Hensley Legal Group Is Here for You after a Semi-Truck Accident
Most semi-truck collisions end with devastating outcomes. When a semi-truck is involved, fault can apply to many parties including the truck driver’s company, the company they haul product for and even the person that sets up the load. With all of these parties potentially involved, you can expect the insurance companies to put up a good fight.
Navigating truck collisions require experience and prompt action. You need a qualified semi- truck accident attorney that will stand up to the at fault parties and their the insurance companies. John Hensley and his team of experienced personal injury lawyers have the knowledge, experience and strength to make a difference in your semi-truck accident claim.
The number of large trucks involved in accidents has increased every year, despite large trucks accounting for only 4 percent of all registered vehicles. Large trucks and passenger vehicles are involved in about the same amount of accidents every year, but the injuries from truck accidents are far worse.
The size and weight differences between a passenger car and a semi-truck are extreme. Colliding with a 40,000-pound truck has a drastically worse outcome than colliding with a 4,000 pound sedan. 74 percent of injured truck accident victims are people other than the truck driver. In 2018, 96 percent of fatalities in two-vehicle accidents occurred in accidents involving a passenger vehicle and a large truck.
Hensley Legal Group is ready to fight for your rights when you’re clearly the victim of negligence. Our lawyers fight to help you obtain compensation for medical expenses, lost wages, property damage, and pain and suffering.
Who’s Responsible for My Semi-Truck Accident?
Fault takes on a whole new meaning when applied to semi-truck accidents. Instead of being limited to two drivers, the fault may apply to multiple parties in a semi-truck accident, including:
- The trucking company
- The truck manufacturer
- The truck driver
- The company that loaded the truck
When multiple parties are involved, insurance companies point fingers and rarely move forward in the best interest of the person injured, most often catastrophically.

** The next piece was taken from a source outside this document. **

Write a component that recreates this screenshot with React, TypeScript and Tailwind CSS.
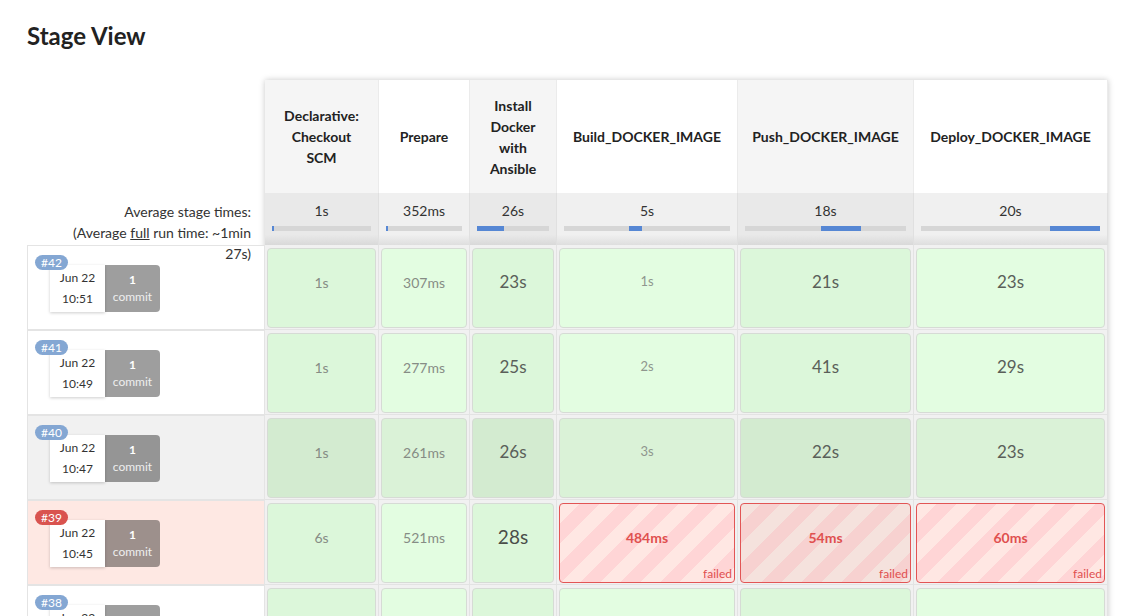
import React from "react";

type Stage = { name: string; w: string; avg: string; bar: [number, number]; odd: boolean };

const stages: Stage[] = [
  { name: "Declarative: Checkout SCM", w: "w-[114px]", avg: "1s", bar: [0, 0.02], odd: true },
  { name: "Prepare", w: "w-[91px]", avg: "352ms", bar: [0, 0.03], odd: false },
  { name: "Install Docker with Ansible", w: "w-[87px]", avg: "26s", bar: [0, 0.38], odd: true },
  { name: "Build_DOCKER_IMAGE", w: "w-[181px]", avg: "5s", bar: [0.39, 0.08], odd: false },
  { name: "Push_DOCKER_IMAGE", w: "w-[176px]", avg: "18s", bar: [0.47, 0.25], odd: true },
  { name: "Deploy_DOCKER_IMAGE", w: "w-[194px]", avg: "20s", bar: [0.72, 0.28], odd: false },
];

// s = tiny gray, m = gray, l = big, xl = bigger
type Cell = { t: string; size: "s" | "m" | "l" | "xl"; failed?: boolean };

type Run = {
  id: string;
  date: string;
  time: string;
  kind: "ok" | "hover" | "failed";
  cells: Cell[];
};

const runs: Run[] = [
  {
    id: "#42", date: "Jun 22", time: "10:51", kind: "ok",
    cells: [
      { t: "1s", size: "m" }, { t: "307ms", size: "m" }, { t: "23s", size: "l" },
      { t: "1s", size: "s" }, { t: "21s", size: "l" }, { t: "23s", size: "l" },
    ],
  },
  {
    id: "#41", date: "Jun 22", time: "10:49", kind: "ok",
    cells: [
      { t: "1s", size: "m" }, { t: "277ms", size: "m" }, { t: "25s", size: "l" },
      { t: "2s", size: "s" }, { t: "41s", size: "l" }, { t: "29s", size: "l" },
    ],
  },
  {
    id: "#40", date: "Jun 22", time: "10:47", kind: "hover",
    cells: [
      { t: "1s", size: "m" }, { t: "261ms", size: "m" }, { t: "26s", size: "l" },
      { t: "3s", size: "s" }, { t: "22s", size: "l" }, { t: "23s", size: "l" },
    ],
  },
  {
    id: "#39", date: "Jun 22", time: "10:45", kind: "failed",
    cells: [
      { t: "6s", size: "m" }, { t: "521ms", size: "m" }, { t: "28s", size: "xl" },
      { t: "484ms", size: "m", failed: true }, { t: "54ms", size: "m", failed: true }, { t: "60ms", size: "m", failed: true },
    ],
  },
  {
    // only the top of this row is on screen
    id: "#38", date: "Jun 22", time: "10:43", kind: "ok",
    cells: [
      { t: "", size: "m" }, { t: "", size: "m" }, { t: "", size: "l" },
      { t: "", size: "s" }, { t: "", size: "l" }, { t: "", size: "l" },
    ],
  },
];

const sizeCls = {
  s: "text-[13px] text-[#8f968e]",
  m: "text-[14px] text-[#868c85]",
  l: "text-[17px] text-[#5a5f59]",
  xl: "text-[19px] text-[#4a4e49]",
};

function RunLabel({ run }: { run: Run }) {
  const bg =
    run.kind === "hover" ? "bg-[#f1f1f1]" : run.kind === "failed" ? "bg-[#fee8e3]" : "bg-white";
  const badge = run.kind === "failed" ? "bg-[#d9534f]" : "bg-[#84a7d3]";
  return (
    <div className={`relative h-[85px] border border-[#e4e4e4] ${bg}`}>
      <span className={`absolute left-[7px] top-[9px] z-10 rounded-full px-[6px] text-[12px] leading-[15px] text-white ${badge}`}>
        {run.id}
      </span>
      <div className="ml-[22px] mt-[19px] flex h-[47px] w-[110px]">
        <div className="flex w-[55px] flex-col items-center justify-center gap-[7px] bg-white text-[12px] leading-[14px] text-[#333] shadow-[0_1px_3px_rgba(0,0,0,0.2)]">
          <span>{run.date}</span>
          <span>{run.time}</span>
        </div>
        <div className="flex w-[55px] flex-col items-center justify-center gap-[3px] rounded-r-[4px] bg-[rgba(0,0,0,0.38)] text-[12px] leading-[14px] text-[#eee]">
          <span className="font-bold text-white">1</span>
          <span>commit</span>
        </div>
      </div>
    </div>
  );
}

function StageCell({ cell, odd, dark }: { cell: Cell; odd: boolean; dark: boolean }) {
  if (cell.failed) {
    const stripes = odd
      ? "bg-[repeating-linear-gradient(135deg,#f5e2dd_0px,#f5e2dd_14px,#f7d1d0_14px,#f7d1d0_28px)]"
      : "bg-[repeating-linear-gradient(135deg,#ffe7e3_0px,#ffe7e3_14px,#ffd5d6_14px,#ffd5d6_28px)]";
    return (
      <div className={`relative flex h-full items-center justify-center rounded-[4px] border border-[#e25555] pb-[12px] ${stripes}`}>
        <span className="text-[14px] font-bold text-[#e0504f]">{cell.t}</span>
        <span className="absolute bottom-[2px] right-[2px] text-[12px] leading-[13px] text-[#e0504f]">failed</span>
      </div>
    );
  }
  const bg = dark
    ? odd ? "bg-[#d3ebd0]" : "bg-[#daf2d7]"
    : odd ? "bg-[#dcf7da]" : "bg-[#e3fde1]";
  return (
    <div className={`flex h-full items-center justify-center rounded-[4px] border border-[#d6dbd5] pb-[12px] ${bg}`}>
      <span className={sizeCls[cell.size]}>{cell.t}</span>
    </div>
  );
}

export default function App() {
  return (
    <div className="h-[616px] overflow-hidden bg-white pl-[27px] font-['Lato','Liberation_Sans',sans-serif] text-[#333]">
      <h2 className="pt-[21px] text-[24px] font-bold leading-[30px] text-[#222]">Stage View</h2>

      <div className="mt-[29px] flex">
        {/* run labels */}
        <div className="w-[238px] shrink-0">
          <div className="h-[113px]" />
          <div className="relative z-20 ml-auto h-[52px] w-[200px] pr-[14px] pt-[8px] text-right text-[14px] leading-[21px] text-[#333]">
            <div>Average stage times:</div>
            <div>
              (Average <span className="underline">full</span> run time: ~1min 27s)
            </div>
          </div>
          {runs.map((r) => (
            <RunLabel key={r.id} run={r} />
          ))}
        </div>

        {/* stages */}
        <div className="shadow-[0_0_6px_rgba(0,0,0,0.22)]">
          <div className="flex">
            {stages.map((s) => (
              <div
                key={s.name}
                className={`${s.w} flex h-[113px] items-center justify-center border-r border-[#ebebeb] px-2.5 text-center text-[14px] font-bold leading-[21px] text-[#222] ${s.odd ? "bg-[#f5f5f5]" : "bg-white"}`}
              >
                {s.name}
              </div>
            ))}
          </div>

          <div className="flex">
            {stages.map((s) => (
              <div
                key={s.name}
                className={`${s.w} h-[52px] border-r border-[#e0e0e0] px-[7px] pt-[8px] ${s.odd ? "bg-[linear-gradient(to_bottom,#e9e9e9_80%,#d9d9d9)]" : "bg-[linear-gradient(to_bottom,#f0f0f0_80%,#dedede)]"}`}
              >
                <div className="text-center text-[14px] leading-[20px] text-[#333]">{s.avg}</div>
                <div className="mt-[5px] flex h-[5px] bg-[#d6d6d6]">
                  <div style={{ width: `${s.bar[0] * 100}%` }} />
                  <div className="h-full bg-[#5687d4]" style={{ width: `${Math.max(s.bar[1] * 100, 2)}%` }} />
                </div>
              </div>
            ))}
          </div>

          {runs.map((r) => (
            <div key={r.id} className="flex bg-[#f1f1f1]">
              {stages.map((s, i) => (
                <div key={s.name} className={`${s.w} h-[85px] border-r border-b border-[#e3e3e3] px-[2px] pt-[3px] pb-[1px]`}>
                  <StageCell cell={r.cells[i]} odd={s.odd} dark={r.kind === "hover"} />
                </div>
              ))}
            </div>
          ))}
        </div>
      </div>
    </div>
  );
}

How the Law Applies Differently to Semi-Truck Accidents
There are numerous state and federal regulations that apply to truck drivers and trucking companies. These regulations are enforced at both the state and federal level. Truck drivers must maintain specific licenses called commercial drivers’ licenses (CDLs). They can face punishment if their CDL is expired, invalid, or they do not have medical clearance to drive. The license requirements are different depending on the size and weight of the truck and load.

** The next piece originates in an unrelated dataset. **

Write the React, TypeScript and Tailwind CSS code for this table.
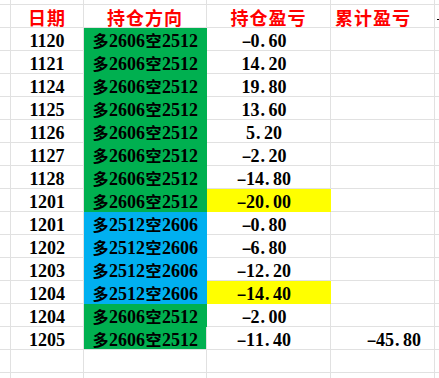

The majority of truck collisions occur during weekdays and at night during the weekends, when a fatigued driver may not be able to handle the increased traffic. Truck drivers also must adhere to the Hours of Service regulations that require them to get enough sleep and most importantly not drive fatigued.
The Hours of Service regulations limit interstate truck drivers to a maximum of 11 hours with some additional limitations on total hours worked in the previous days. The regulations also instruct the drivers on how long they can drive without rest breaks and how many days in a row they can drive before they have to spend a significant amount of time not driving and/or off duty. Importantly the trucking companies are also required to adhere to these guidelines, as they are responsible for the negligence of their drivers in causing semi-truck accidents.
There are still more rules imposed on truck drivers from both a company and a legal standpoint. Legally, for example, truck drivers must adhere to rules about when and where they can transport hazardous cargo. They must make sure their cargo adheres to the rules about weight and height limits before driving on certain streets. Heavy or unrestrained cargo can lead to rollovers, which in 2018 made up 45 percent of large truck collisions.